**WHAT TO DO:** Copy nothing but the text: reproduce each line of the listing exactly and leave the pictures out.

**DATA RECORDS:**
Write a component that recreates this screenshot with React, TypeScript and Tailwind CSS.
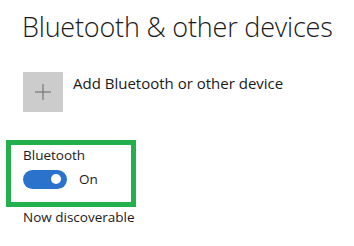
export default function App() {
  return (
    <div
      className="w-[354px] h-[246px] bg-white text-[#1a1a1a] overflow-hidden pl-[6px]"
      style={{ fontFamily: '"Open Sans", "Noto Sans", sans-serif' }}
    >
      <h1 className="ml-[16px] mt-[10px] text-[27px] font-light leading-[34px] tracking-[-0.2px]">
        Bluetooth &amp; other devices
      </h1>

      <div className="ml-[17px] mt-[28px] flex items-start gap-[10px]">
        <div className="w-[40px] h-[40px] bg-[#cccccc] flex items-center justify-center">
          <svg width="16" height="16" viewBox="0 0 16 16">
            <path d="M8 0v16M0 8h16" stroke="#666" strokeWidth="1" />
          </svg>
        </div>
        <span className="text-[15px] leading-[20px] pt-[1px]">Add Bluetooth or other device</span>
      </div>

      <div className="mt-[28px] w-[130px] h-[67px] border-[5px] border-[#22b14c] pl-[12px]">
        <div className="text-[13.5px] leading-[20px]">Bluetooth</div>
        <div className="mt-[4px] flex items-center gap-[12px]">
          <div className="w-[44px] h-[19px] rounded-full bg-[#2b72cc] flex items-center justify-end pr-[6px]">
            <div className="w-[10px] h-[10px] rounded-full bg-white" />
          </div>
          <span className="text-[13.5px] leading-[20px]">On</span>
        </div>
      </div>

      <div className="ml-[17px] mt-0 text-[13.5px] leading-[20px]">Now discoverable</div>
    </div>
  );
}
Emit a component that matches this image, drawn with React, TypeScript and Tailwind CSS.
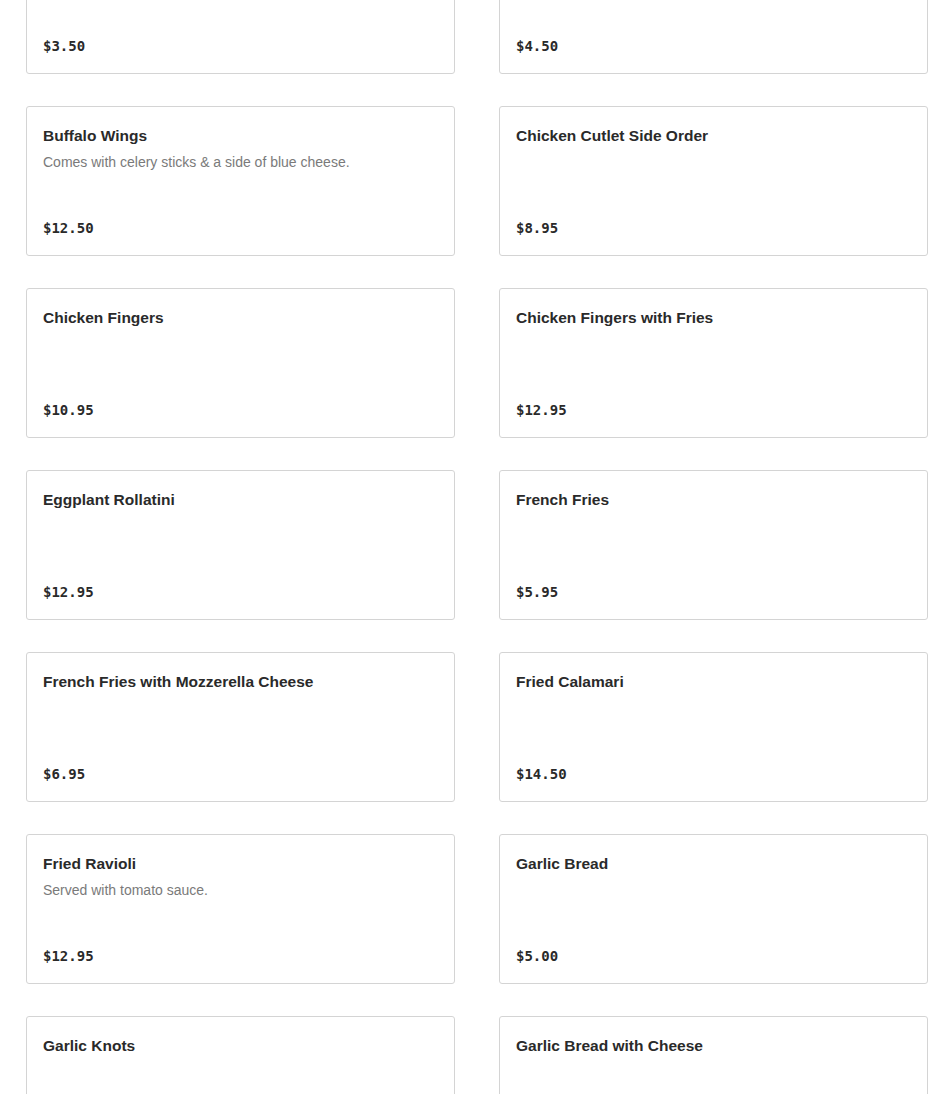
import React from 'react';

interface MenuItem {
  name?: string;
  description?: string;
  price: string;
}

const items: MenuItem[] = [
  { price: '$3.50' },
  { price: '$4.50' },
  { name: 'Buffalo Wings', description: 'Comes with celery sticks & a side of blue cheese.', price: '$12.50' },
  { name: 'Chicken Cutlet Side Order', price: '$8.95' },
  { name: 'Chicken Fingers', price: '$10.95' },
  { name: 'Chicken Fingers with Fries', price: '$12.95' },
  { name: 'Eggplant Rollatini', price: '$12.95' },
  { name: 'French Fries', price: '$5.95' },
  { name: 'French Fries with Mozzerella Cheese', price: '$6.95' },
  { name: 'Fried Calamari', price: '$14.50' },
  { name: 'Fried Ravioli', description: 'Served with tomato sauce.', price: '$12.95' },
  { name: 'Garlic Bread', price: '$5.00' },
  { name: 'Garlic Knots', price: '$6.95' },
  { name: 'Garlic Bread with Cheese', price: '$6.50' },
];

const ItemCard: React.FC<{ item: MenuItem }> = ({ item }) => (
  <div className="h-[150px] bg-white border border-[#d4d4d4] rounded-[3px] px-4 pt-[17px] pb-[17px] flex flex-col justify-between">
    <div>
      {item.name && (
        <h3 className="text-[15.5px] leading-6 font-semibold text-[#2a2a2a] font-['Liberation_Sans',sans-serif]">{item.name}</h3>
      )}
      {item.description && (
        <p className="mt-1 text-[14px] leading-5 text-[#7a7a7a] font-['Liberation_Sans',sans-serif]">{item.description}</p>
      )}
    </div>
    <span className="text-[14px] leading-5 font-bold text-[#2a2a2a] font-['DejaVu_Sans_Mono',monospace]">{item.price}</span>
  </div>
);

export default function App() {
  return (
    <div className="bg-white h-screen overflow-hidden">
      <div className="-mt-[76px] pl-[26px] pr-[22px] grid grid-cols-2 gap-x-[44px] gap-y-[32px]">
        {items.map((item, i) => (
          <ItemCard key={i} item={item} />
        ))}
      </div>
    </div>
  );
}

**RESULT OF THIS EXERCISE:**
Write a component that recreates this screenshot with React, TypeScript and Tailwind CSS.
export default function App() {
  return (
    <div
      className="w-[354px] h-[246px] bg-white text-[#1a1a1a] overflow-hidden pl-[6px]"
      style={{ fontFamily: '"Open Sans", "Noto Sans", sans-serif' }}
    >
      <h1 className="ml-[16px] mt-[10px] text-[27px] font-light leading-[34px] tracking-[-0.2px]">
        Bluetooth &amp; other devices
      </h1>

      <div className="ml-[17px] mt-[28px] flex items-start gap-[10px]">
        <div className="w-[40px] h-[40px] bg-[#cccccc] flex items-center justify-center">
          <svg width="16" height="16" viewBox="0 0 16 16">
            <path d="M8 0v16M0 8h16" stroke="#666" strokeWidth="1" />
          </svg>
        </div>
        <span className="text-[15px] leading-[20px] pt-[1px]">Add Bluetooth or other device</span>
      </div>

      <div className="mt-[28px] w-[130px] h-[67px] border-[5px] border-[#22b14c] pl-[12px]">
        <div className="text-[13.5px] leading-[20px]">Bluetooth</div>
        <div className="mt-[4px] flex items-center gap-[12px]">
          <div className="w-[44px] h-[19px] rounded-full bg-[#2b72cc] flex items-center justify-end pr-[6px]">
            <div className="w-[10px] h-[10px] rounded-full bg-white" />
          </div>
          <span className="text-[13.5px] leading-[20px]">On</span>
        </div>
      </div>

      <div className="ml-[17px] mt-0 text-[13.5px] leading-[20px]">Now discoverable</div>
    </div>
  );
}
Emit a component that matches this image, drawn with React, TypeScript and Tailwind CSS.
import React from 'react';

interface MenuItem {
  name?: string;
  description?: string;
  price: string;
}

const items: MenuItem[] = [
  { price: '$3.50' },
  { price: '$4.50' },
  { name: 'Buffalo Wings', description: 'Comes with celery sticks & a side of blue cheese.', price: '$12.50' },
  { name: 'Chicken Cutlet Side Order', price: '$8.95' },
  { name: 'Chicken Fingers', price: '$10.95' },
  { name: 'Chicken Fingers with Fries', price: '$12.95' },
  { name: 'Eggplant Rollatini', price: '$12.95' },
  { name: 'French Fries', price: '$5.95' },
  { name: 'French Fries with Mozzerella Cheese', price: '$6.95' },
  { name: 'Fried Calamari', price: '$14.50' },
  { name: 'Fried Ravioli', description: 'Served with tomato sauce.', price: '$12.95' },
  { name: 'Garlic Bread', price: '$5.00' },
  { name: 'Garlic Knots', price: '$6.95' },
  { name: 'Garlic Bread with Cheese', price: '$6.50' },
];

const ItemCard: React.FC<{ item: MenuItem }> = ({ item }) => (
  <div className="h-[150px] bg-white border border-[#d4d4d4] rounded-[3px] px-4 pt-[17px] pb-[17px] flex flex-col justify-between">
    <div>
      {item.name && (
        <h3 className="text-[15.5px] leading-6 font-semibold text-[#2a2a2a] font-['Liberation_Sans',sans-serif]">{item.name}</h3>
      )}
      {item.description && (
        <p className="mt-1 text-[14px] leading-5 text-[#7a7a7a] font-['Liberation_Sans',sans-serif]">{item.description}</p>
      )}
    </div>
    <span className="text-[14px] leading-5 font-bold text-[#2a2a2a] font-['DejaVu_Sans_Mono',monospace]">{item.price}</span>
  </div>
);

export default function App() {
  return (
    <div className="bg-white h-screen overflow-hidden">
      <div className="-mt-[76px] pl-[26px] pr-[22px] grid grid-cols-2 gap-x-[44px] gap-y-[32px]">
        {items.map((item, i) => (
          <ItemCard key={i} item={item} />
        ))}
      </div>
    </div>
  );
}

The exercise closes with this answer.